Pourtant, relève Hans Kundnani dans une note cette semaine, leur stratégie est en train de changer. D’une part, la convergence à l’œuvre dans de nombreux pays entre les forces politiques conservatrices et les partis d’extrême droite change les équilibres européens, même si une alliance au sein du Parlement européen actuel reste exclue. D’autre part, les extrêmes droites ont développé un nouveau discours sur l’Europe, qu’il ne s’agit plus de quitter mais de transformer de l’intérieur au nom de la sauvegarde d’un mode de vie propre à la « civilisation » européenne, qu’elles présentent comme menacée de nombreux périls extérieurs. 

L’attaque russe contre l’Ukraine a contraint les partis d’extrême droite, qui accordaient en général un grand crédit à Moscou, à redéfinir leur position vis-à-vis des priorités de sécurité européenne. Le retour de la guerre sur le continent a aussi changé la perception de l’environnement proche et ouvert un accord pour la candidature ukrainienne à l’adhésion. C’est la première fois qu’un pays candidat est aussi un pays en guerre. La prochaine vague d’élargissement qui se profile est donc très différente des précédentes, nous rappelle ici Sylvain Kahn, ouvrant une discussion qui ne fait que commencer sur l’avenir de l’UE. 

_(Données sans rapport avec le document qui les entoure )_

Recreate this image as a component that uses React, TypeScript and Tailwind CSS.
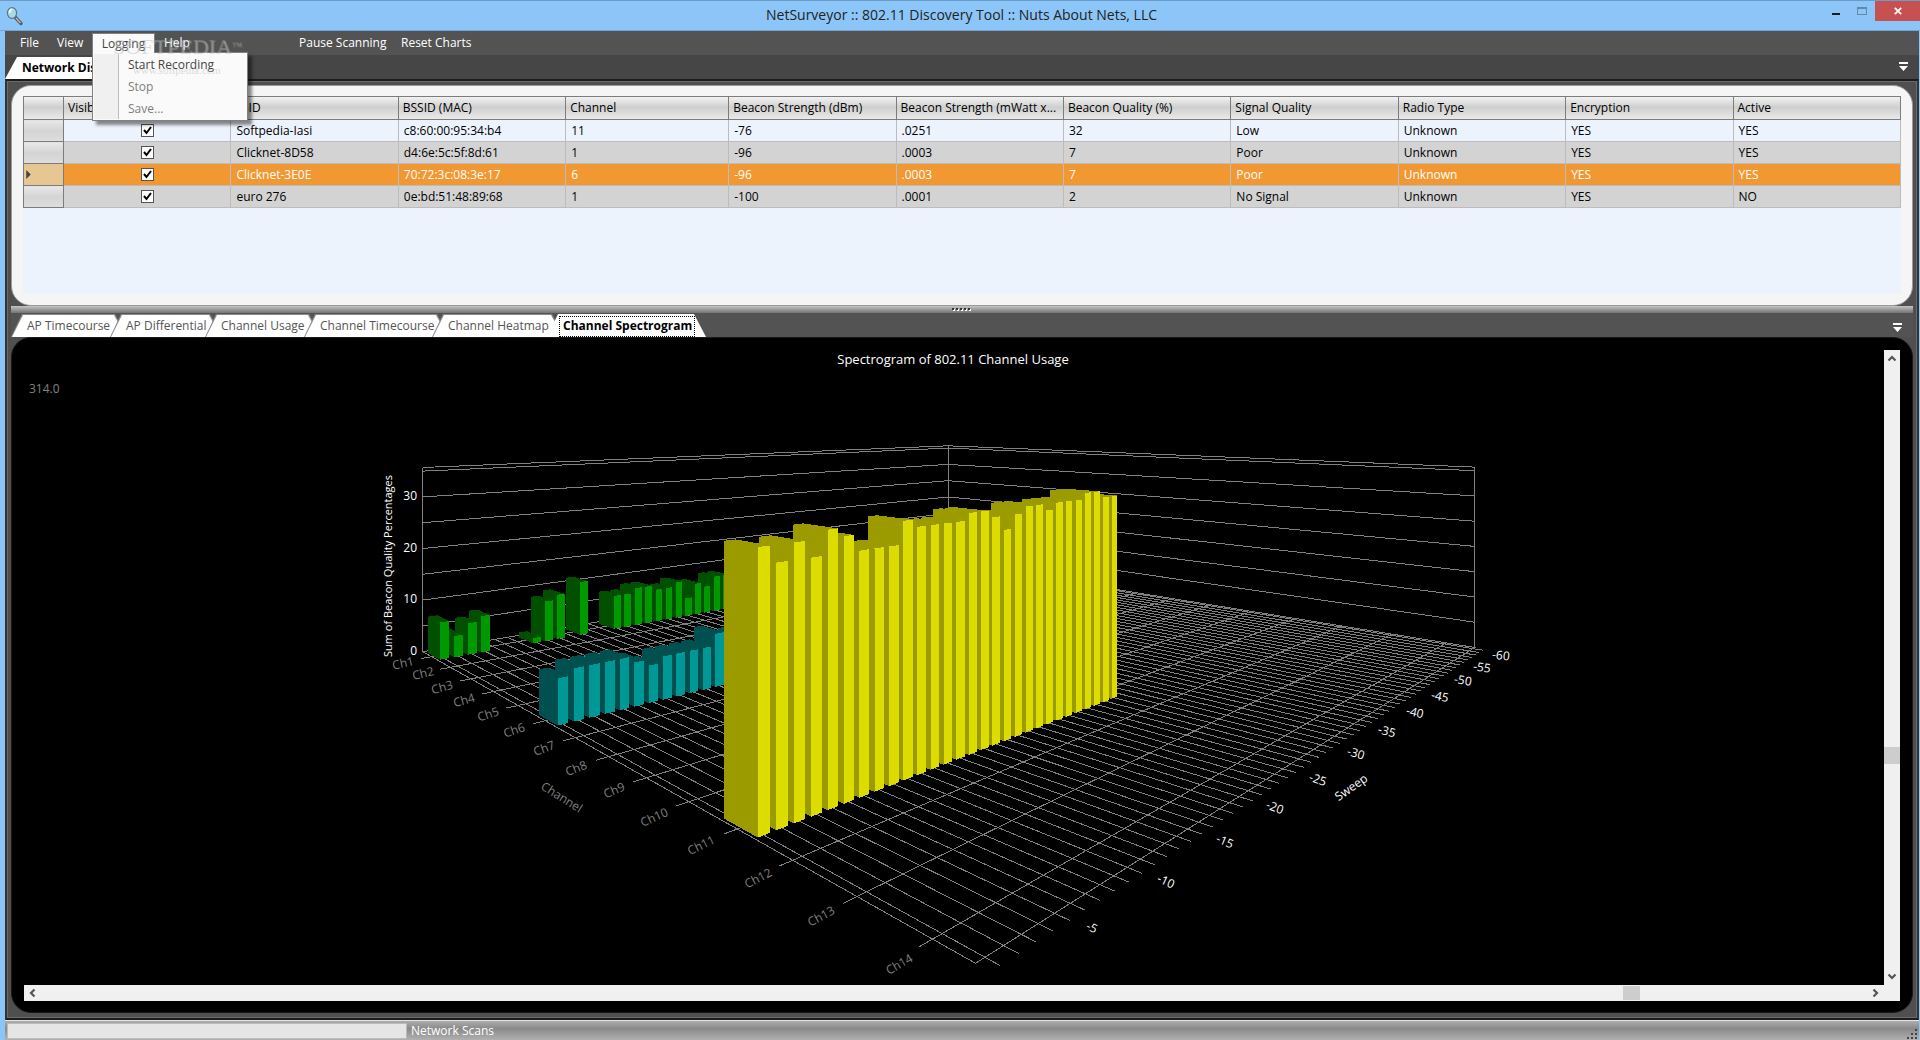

Parmi les chantiers importants de régulation menés à l’échelle européenne, les textes récents sur les acteurs du numérique (Digital Services Act et Digital Market Act) montrent qu’une action publique est possible dans ce secteur. Un scénario alternatif à la domination de quelques grands opérateurs privés est présenté ici avec l’exemple de l’India stack. Ce projet mené en Inde par des chercheurs et des institutions indépendantes montrent qu’on peut imaginer une infrastructure numérique publique qui ne soit ni contrôlée par l’Etat ni dépendante des initiatives des entreprises privées. Cet exemple indien montre à quelles conditions on peut remettre le numérique au service du bien commun.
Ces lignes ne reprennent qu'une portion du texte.